The swine flu outbreak in Dunoon continues- more cases confirmed today. The Dunoon rumour mill has had a field day. I have really enjoyed hearing all the different versions of the same stories- you hear them in the queues at supermarkets, in the street, and in offices.
It is difficult to know whether we are over reacting, or under reacting. The school kids who have been told to go home, and not to associate with others are clearly ignoring this advice en masse- apart from my daughter, much to her disgust! I even heard about one girl in her year working as a waitress! I kid you not! Although, this being Dunoon, this story may well not be true.
The jokes have started too- the obvious ones are football related- the judgement of God on all Rangers fans, or the fact that God is a Celtic supporter, and has contaminated Ibrox to ensure that they win something next year. ( The link here, in case you missed it, is the fact that the outbreak here is linked to a bus full of Rangers supporters who travelled together from Dunoon.)
Then there have been the rather more pompous jokes about links to other plagues through history-
It did remind me of the story of the village of Eyam in Derbyshire close to where Michaela and I grew up.

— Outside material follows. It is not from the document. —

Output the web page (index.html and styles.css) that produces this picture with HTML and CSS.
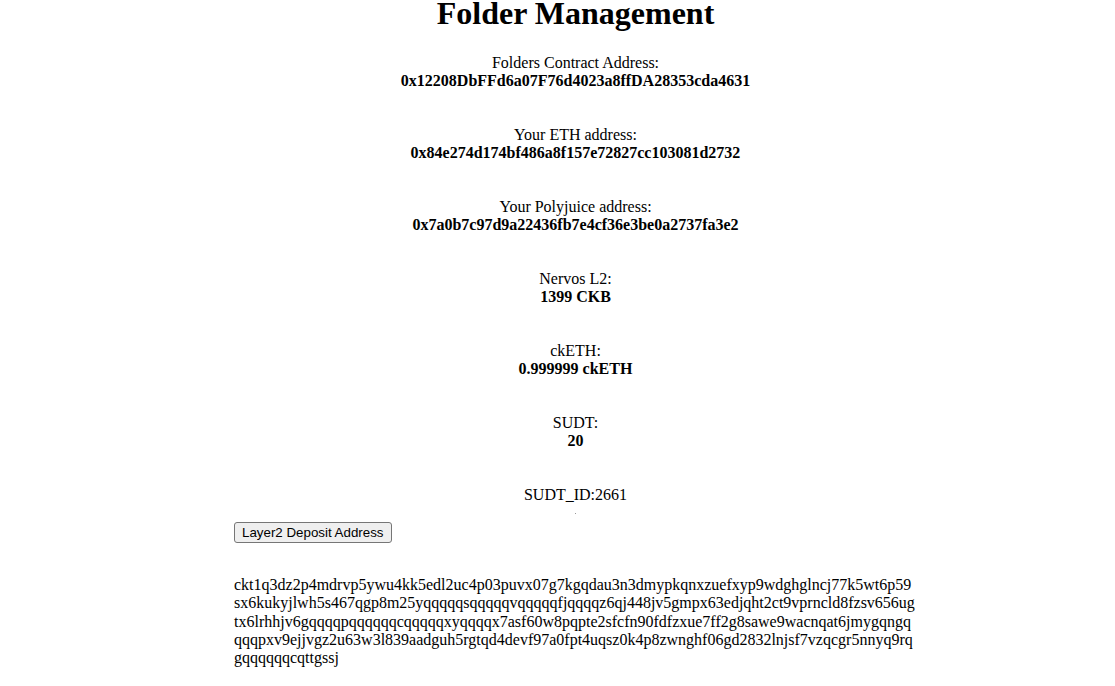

The story of the sacrifice made by the villagers there had entered into folklore to such an extent that it was the destination of many a school trip.

Here is the story as told here.
Eyam, a village in Derbyshire, was also badly affected by the great plauge of 1665 even though the disease is most associated with its impact on London. The sacrifices made by the villages of Eyam may well have saved cities in northern England from the worst of the plague.
At the time of the plague, the village had a population of about 350. The most important person in the village was the church leader – William Mompesson.
In the summer of 1665, the village tailor received a parcel of material from his supplier in London. This parcel contained the fleas that caused the plague. The tailor was dead from the plague within one week of receiving his parcel. By the end of September, five more villagers had died. Twenty three died in October.
Some of the villagers suggested that they should flee the village for the nearby city of Sheffield. Mompesson persuaded them not to do this as he feared that they would spread the plague into the north of England that had more or less escaped the worst of it. In fact, the village decided to cut itself off from the outside would. They effectively agreed to quarantine themselves even though it would mean death for many of them.
The village was supplied with food by those who lived outside of the village. People brought supplies and left them at the parish stones that marked the start of Eyam. The villages left money in a water trough filled with vinegar to steralise the coins left in them. In this way, Eyam was not left to starve to death. Those who supplied the food did not come into contact with the villagers.
Eyam continued to be hit by the plague in 1666. The rector, Mompesson, had to bury his own family in the churchyard of Eyam. His wife died in August 1666. He decided to hold his services outside to reduce the chances of people catching the disease.
Eyam Church where plague victims are buried
By November 1666, the plague was considered at an end. 260 out of 350 had died in the village but their sacrifice may well have saved many thousands of lives in the north of England. Mompesson did survive. He wrote towards the end of the village’s ordeal:
Now, blessed be God, all our fears are over for none have died of the plague since the eleventh of October and the pest-houses have long been empty.
How would Mompesson fare if he tried to persuade we Dunoon folk to close up the borders and sit out the infection, burying our dead as we went?
Not very well I suspect. But then again- who knows, we Brits tend to be at out best at times of adversity, or so we like to think.